Willard Weiss had suggested that I commit suicide, and after all I'd been through I couldn't blame him for recommending it. I was a time bomb, and the only clear path forward was to hide myself away. Fiona had remained hidden for nearly forty years before I'd disturbed her. Perhaps if I could off myself in a sufficiently remote area, I'd be able to spare the world this horror another forty years. Maybe longer.
But leaving the hospital had done much to reinvigorate me. I was reacquainted with my lust for life, and wanted to exhaust every other avenue before taking such a dire step. I would seek out every holy man in the Midwest, regardless of his faith, and request an exorcism. I'd go looking for the most respected experts in the field of parapsychology and would ask them to study me. Perhaps someone in that field would be able to crack the surface and free me of this curse.
And, of course, I'd try reaching out once more to Willard Weiss.
My talk with Weiss had not gone the way I'd hoped. He'd cleared things up for me, had provided me with all the information there was about the haunting of the house on Morgan Road, but he'd withheld salvation.
I called him first thing, while waiting for a cab in the shadow of the hospital building. I didn't expect him to come up with a solution, to save me from this, but before leaving the city and seeking out answers on my own, I felt the need to speak to him again. His closeness to the events that had created this haunting made him
vitally important, and if there were any other details to be gleaned that might be of use to future investigators, I wanted desperately to know them.
I hadn't expected him to answer, but he did. “It's you, isn't it?” was the first thing out of his mouth.
I told him that it was, in fact, me. “Things are getting bad,” I said. “I don't look my age anymore. I feel like I'm falling apart, man. I'm losing track of time, and I see her everywhere. Each night, she's guiding me to do things. I was in the hospital, and even there...”
Weiss was silent for a long while. When he spoke up, it was merely to berate me again. “I've told you this already, but you did it to yourself. You shouldn't have stayed in that house. I wish I'd burned it down. I wish I'd hidden her elsewhere. Maybe this wouldn't have happened, then.” He cursed under his breath. “You shouldn't have stayed there, kid. You could have avoided all of this.”
“That doesn't help me much,” I replied. “And I didn't have a choice but to stay there. I was working on the house, fixing it—I mean, how was I supposed to know? No one told me about what had happened there, what souls were resting in the place. I've stayed overnight in a number of worksites before and never encountered something like this.”

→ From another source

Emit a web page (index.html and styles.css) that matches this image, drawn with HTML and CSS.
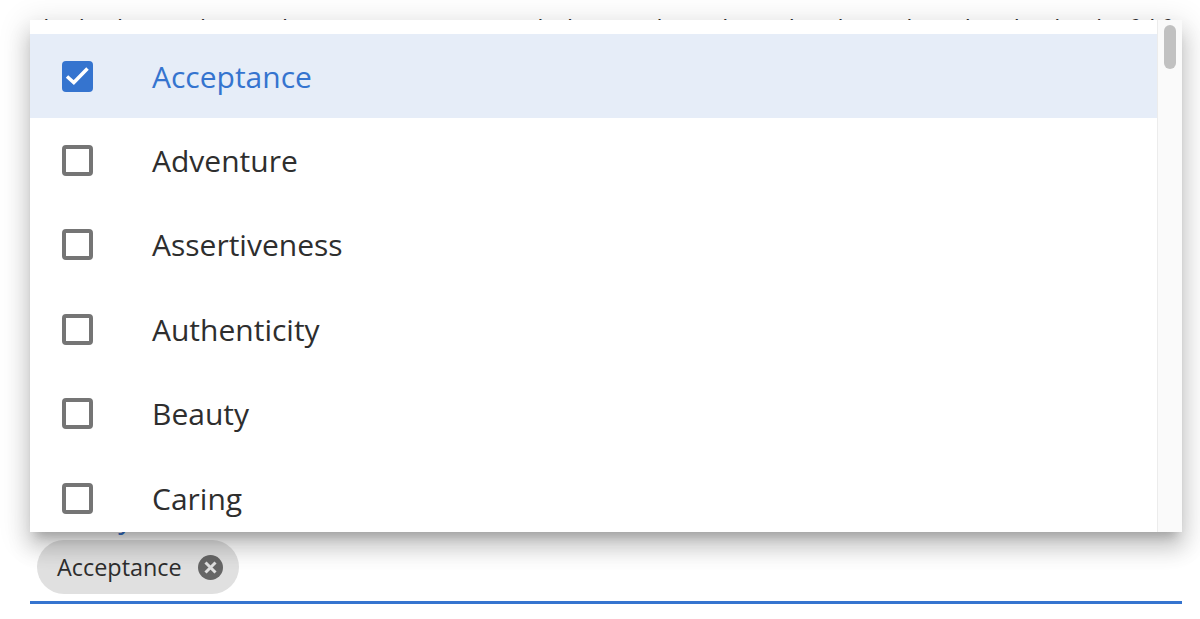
FILE: index.html
```html
<!DOCTYPE html>
<html>
<head>
    <title>Values</title>
    <meta charset="UTF-8">
    <meta name="viewport" content="width=device-width, initial-scale=1.0">
    <link rel="stylesheet" href="styles.css">
</head>
<body>
    <div class="page">
        <p class="hint">Think about what truly matters to you and choose the values that best describe the kind of life</p>
        <div class="field">
            <label class="field-label">Primary values</label>
            <div class="chips">
                <span class="chip">
                    Acceptance
                    <svg class="chip-remove" viewBox="0 0 25 25" width="25" height="25">
                        <circle cx="12.5" cy="12.5" r="12.5" fill="#666666"/>
                        <path d="M7.5 7.5 L17.5 17.5 M17.5 7.5 L7.5 17.5" stroke="#e0e0e0" stroke-width="3" fill="none"/>
                    </svg>
                </span>
            </div>
        </div>

        <div class="menu">
            <ul class="options">
                <li class="option selected">
                    <span class="checkbox">
                        <svg viewBox="0 0 31 31" width="31" height="31">
                            <path d="M5 15.5 L11.8 21.5 L25.5 7.5" stroke="#ffffff" stroke-width="3.5" fill="none"/>
                        </svg>
                    </span>
                    Acceptance
                </li>
                <li class="option"><span class="checkbox"></span>Adventure</li>
                <li class="option"><span class="checkbox"></span>Assertiveness</li>
                <li class="option"><span class="checkbox"></span>Authenticity</li>
                <li class="option"><span class="checkbox"></span>Beauty</li>
                <li class="option"><span class="checkbox"></span>Caring</li>
                <li class="option"><span class="checkbox"></span>Challenge</li>
            </ul>
            <div class="scrollbar">
                <div class="scrollbar-thumb"></div>
            </div>
        </div>
    </div>
</body>
</html>
```

FILE: styles.css
```css
html, body {
    margin: 0;
    height: 100%;
    background-color: #ffffff;
    overflow: hidden;
}
.page {
    position: relative;
    height: 619px;
    padding: 0 18px 0 30px;
    box-sizing: border-box;
    font-family: "Open Sans", sans-serif;
    color: #2e2e2e;
}
.hint {
    margin: 0;
    padding-top: 12px;
    font-size: 24px;
    line-height: 32px;
    word-spacing: 6px;
    white-space: nowrap;
    overflow: hidden;
}
.field {
    margin-top: 456px;
    border-bottom: 3px solid #3574cf;
}
.field-label {
    display: block;
    font-size: 28px;
    line-height: 34px;
    color: #3574cf;
}
.chips {
    display: flex;
    padding: 6px 7px 7px;
}
.chip {
    display: flex;
    align-items: center;
    gap: 16px;
    height: 54px;
    padding: 0 16px 0 20px;
    border-radius: 27px;
    background-color: #e0e0e0;
    font-size: 23.4px;
}
.menu {
    position: absolute;
    top: 20px;
    left: 30px;
    width: 1152px;
    height: 512px;
    display: flex;
    overflow: hidden;
    background-color: #ffffff;
    box-shadow: 0 10px 10px -6px rgba(0, 0, 0, 0.2), 0 16px 20px 2px rgba(0, 0, 0, 0.14), 0 6px 28px 4px rgba(0, 0, 0, 0.12);
}
.options {
    flex: 1;
    margin: 0;
    padding: 14px 0 0;
    list-style: none;
}
.option {
    display: flex;
    align-items: center;
    gap: 59px;
    height: 84.4px;
    padding-left: 32px;
    font-size: 30px;
}
.option.selected {
    background-color: #e6edf8;
    color: #3574cf;
}
.checkbox {
    width: 31px;
    height: 31px;
    box-sizing: border-box;
    border: 4px solid #757575;
    border-radius: 4px;
}
.selected .checkbox {
    border: none;
    background-color: #3574cf;
}
.selected .checkbox svg {
    display: block;
}
.scrollbar {
    width: 25px;
    box-sizing: border-box;
    padding: 5px 6px 0 6px;
    background-color: #fafafa;
    border-left: 1px solid #ececec;
}
.scrollbar-thumb {
    height: 44px;
    border-radius: 7px;
    background-color: #c1c1c1;
}
```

“No!” spat Weiss. “You did know, damn it, and that's why you're up Shit Creek! Tell me again, how many signs did you ignore, huh? How many things did you pass off as 'coincidence'? You fucked around in that house even when, deep in your heart, you knew you shouldn't have been there. You brought it upon yourself. I shouldn't feel bad for you. I do, but how I wish I didn't.”
“That house was supposed to be my shot at something greater!” I shouted. My eyes ached with tears. “It was supposed to be a turning point for my career. I only had to fix it in thirty days and put out some shitty videos. People—important people—were interested in me! They wanted to put me on TV when I was done. No shit, I stuck it out. Even when things got scary, I kept working in there because I wanted so badly to succeed. But I couldn't have possibly known what I was getting into. No one could have known.”